An elder statesman and Nigeria’s former Permanent Representative to the United Nations, Maitama Sule, has canvassed revolution in the country in order to return it to the path of development.
He spoke on Tuesday when Shehu Sani, the senator representing Kaduna Central senatorial district, visited him in Kano.
Mr. Sule, 87, said the country was in dire need of leadership, insisting that it would not get sincere leaders unless a bloodless revolution took place.
He explained that the revolution would have to be in form of re-orientation and change of attitude by Nigerians.
“What we need today in Nigeria is leadership, not only Nigeria but also the rest of Africa needs good leadership. We want leadership, not ruler-ship,” he said.
“We want leaders, not rulers; leaders with the fear of God. Leaders will not lie, leader will accept in public what they have accepted in secret, leaders with a vision, not a blurred vision, leaders will look at the lot of common man with the eyes of a patriot, not with the eye of a privilege few.
“We want leaders who believe that…… not those who will want to sit tight and remain there until death do us part like church marriage. We must have such leaders to turn the table…..revive the past glory of Nigeria. In order to have such leaders, we must have a revolution.
“I know the word revolution scares you. We must have a revolution. I am not calling for bloody or violent revolution, No. I am not calling for Tse-Tung revolution in China where over 70 million people were killed. I am not calling for the kind of revolution led by Mahatma Ghandi with his philosophy non-violent resistance. I am calling for bloodless, non-violent revolution.
“I am calling for a change of attitude, re-orientation. Who will have to bring about this? You are the answer. You are the panacea to our ills. You are the solution to our problems. You are the vehicles of change. You are the vanguard of this revolution. The future is yours. You shall mark it or mar it. You can make it or mar it.
“If you succumb to the machinations of greedy and irresponsible political leaders, you will inherit a bad future and you will be bad leaders in the future.

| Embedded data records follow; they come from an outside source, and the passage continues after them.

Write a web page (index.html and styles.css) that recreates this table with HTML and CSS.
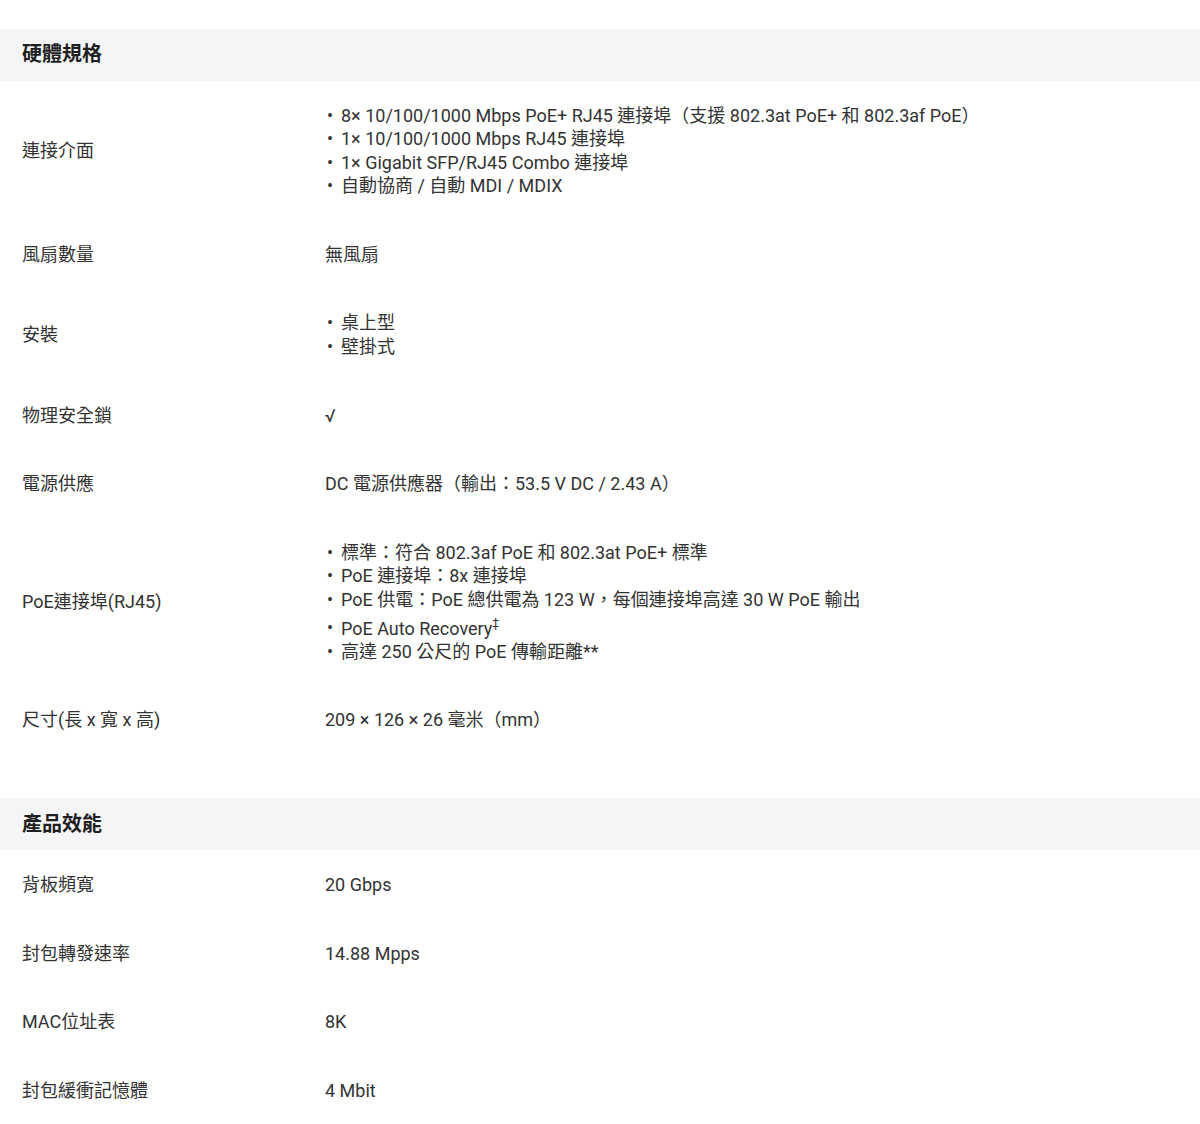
FILE: index.html
```html
<!DOCTYPE html>
<html lang="zh-Hant">
<head>
<meta charset="utf-8">
<title>規格</title>
<link rel="stylesheet" href="styles.css">
</head>
<body>
<div class="specs">
  <section class="spec-section">
    <h2 class="spec-title">硬體規格</h2>
    <div class="spec-row">
      <div class="spec-label">連接介面</div>
      <div class="spec-value">
        <ul class="spec-list">
          <li>8× 10/100/1000 Mbps PoE+ RJ45 連接埠（支援 802.3at PoE+ 和 802.3af PoE）</li>
          <li>1× 10/100/1000 Mbps RJ45 連接埠</li>
          <li>1× Gigabit SFP/RJ45 Combo 連接埠</li>
          <li>自動協商 / 自動 MDI / MDIX</li>
        </ul>
      </div>
    </div>
    <div class="spec-row">
      <div class="spec-label">風扇數量</div>
      <div class="spec-value">無風扇</div>
    </div>
    <div class="spec-row">
      <div class="spec-label">安裝</div>
      <div class="spec-value">
        <ul class="spec-list">
          <li>桌上型</li>
          <li>壁掛式</li>
        </ul>
      </div>
    </div>
    <div class="spec-row">
      <div class="spec-label">物理安全鎖</div>
      <div class="spec-value">√</div>
    </div>
    <div class="spec-row">
      <div class="spec-label">電源供應</div>
      <div class="spec-value">DC 電源供應器（輸出：53.5 V DC / 2.43 A）</div>
    </div>
    <div class="spec-row">
      <div class="spec-label">PoE連接埠(RJ45)</div>
      <div class="spec-value">
        <ul class="spec-list">
          <li>標準：符合 802.3af PoE 和 802.3at PoE+ 標準</li>
          <li>PoE 連接埠：8x 連接埠</li>
          <li>PoE 供電：PoE 總供電為 123 W，每個連接埠高達 30 W PoE 輸出</li>
          <li>PoE Auto Recovery<sup>‡</sup></li>
          <li>高達 250 公尺的 PoE 傳輸距離**</li>
        </ul>
      </div>
    </div>
    <div class="spec-row">
      <div class="spec-label">尺寸(長 x 寬 x 高)</div>
      <div class="spec-value">209 × 126 × 26 毫米（mm）</div>
    </div>
  </section>
  <section class="spec-section">
    <h2 class="spec-title">產品效能</h2>
    <div class="spec-row">
      <div class="spec-label">背板頻寬</div>
      <div class="spec-value">20 Gbps</div>
    </div>
    <div class="spec-row">
      <div class="spec-label">封包轉發速率</div>
      <div class="spec-value">14.88 Mpps</div>
    </div>
    <div class="spec-row">
      <div class="spec-label">MAC位址表</div>
      <div class="spec-value">8K</div>
    </div>
    <div class="spec-row">
      <div class="spec-label">封包緩衝記憶體</div>
      <div class="spec-value">4 Mbit</div>
    </div>
  </section>
</div>
</body>
</html>
```

FILE: styles.css
```css
html, body {
  margin: 0;
  padding: 0;
  background: #ffffff;
}

body {
  font-family: Roboto, "Noto Sans CJK TC", sans-serif;
  font-size: 18px;
  line-height: 23.6px;
  color: #333333;
  text-spacing-trim: space-all;
}

.specs {
  padding-top: 29px;
}

.spec-section {
  margin-bottom: 44px;
}

.spec-title {
  margin: 0;
  height: 52px;
  display: flex;
  align-items: center;
  padding: 0 22px;
  background: #f4f5f7;
  font-size: 20px;
  font-weight: 700;
  color: #1f1f1f;
}

.spec-row {
  display: grid;
  grid-template-columns: 303px 1fr;
  align-items: center;
  padding: 22.5px 22px;
}

.spec-label,
.spec-value {
  min-width: 0;
}

.spec-list {
  list-style: none;
  margin: 0;
  padding: 0;
}

.spec-list li::before {
  content: "•";
  display: inline-block;
  width: 16px;
  padding-left: 2px;
  box-sizing: border-box;
}

.spec-list sup {
  font-size: 12px;
  vertical-align: 7.5px;
}
```
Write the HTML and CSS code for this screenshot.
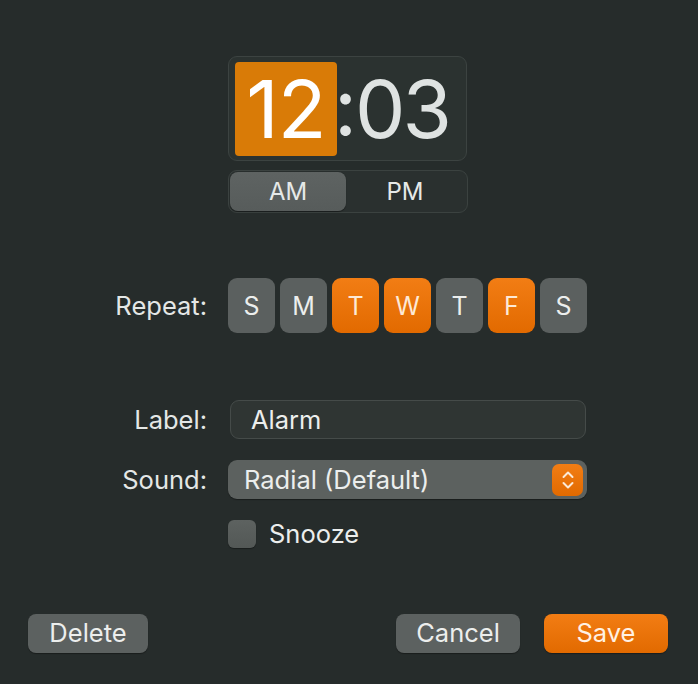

Make no mistake about this – you are the future leaders, whether anybody likes it or not. You are the change, you are the future; you are the answer.”
Mr. Sule, First Republic minister of mines and power and Second Republic minister of national guidance, a portfolio designed to tackle corruption, warned that the new breed of leaders in Nigeria could not provide effective leadership without the old generation of leaders.
He said, “But let this thing get into your head – you need the elders. As I said earlier, you alone cannot make it, listen to the elders. Seek their advice. In all countries of the world, there is always what they call an invisible government.
“There are some elderly experience people who are not interested in getting any position or money but they are interested in their own country. They want to see their children and their grand children become good leaders, respected leaders. These are the people that sit together and discuss the country and advise the government. In every country in the world they have this. We must have this too.”
The elder statesman noted that throughout history, the most successful organisations were the ones that had the combination of the young and old generation running them.
According to him, “New breed without the old breed will breed greed. Throughout history, you find out that the best or the most successful organisation has this kind of combination – the old and the young. The old cannot do it alone nor can the young. You need a combination of the two to complement each other.
“In the same vein, we have to go into history. The purpose of history is to know the past in order to adjust the present and plan for the future. If you ignore the old breed you are wiping out a whole generation and therefore creating a vacuum. Nature does not want a vacuum. Life is a continuous thing. There must be continuity.”
Mr. Sule recounted that the nation had challenges in the First Republic but that those challenges were overcome because the leaders then were patriotic.
He said, “Because of the importance of history, it is necessary to go into the past. How did we start? What was the First Republic like? Who are our founding fathers? What did they do?
“The First Republic, the only problem that we had was a youthful era. We had problems. But because of the attitude of the founding fathers and leaders, because of their patriotism, we were able to overcome and we remained one. And those founding fathers worked together.”
He asked the country’s leadership to focus attention on the agriculture and education.
The octogenarian lamented that Nigeria was not meeting the requirement of UNESCO, which wants the developing countries to devote 23 per cent of their annual budgets to education.
“Two things are necessary in developing our country – agriculture and education. As I said earlier, if any country can feed itself, more than half of its problems are solved,” Mr. Sule said.
“As regard education, the level of development of a nation is the level of its education. Unfortunately we don’t pay attention to these two. As regard education UNESCO recommended that developing countries should spend about 23 per cent of their budgets in education.
“All the West African countries, both Francophone and Anglophone, are spending much more than Nigeria. We are spending about 6 per cent instead of 23 per cent. And that is why we have been having problem with us. We have to something about this. We have to do something about agriculture.”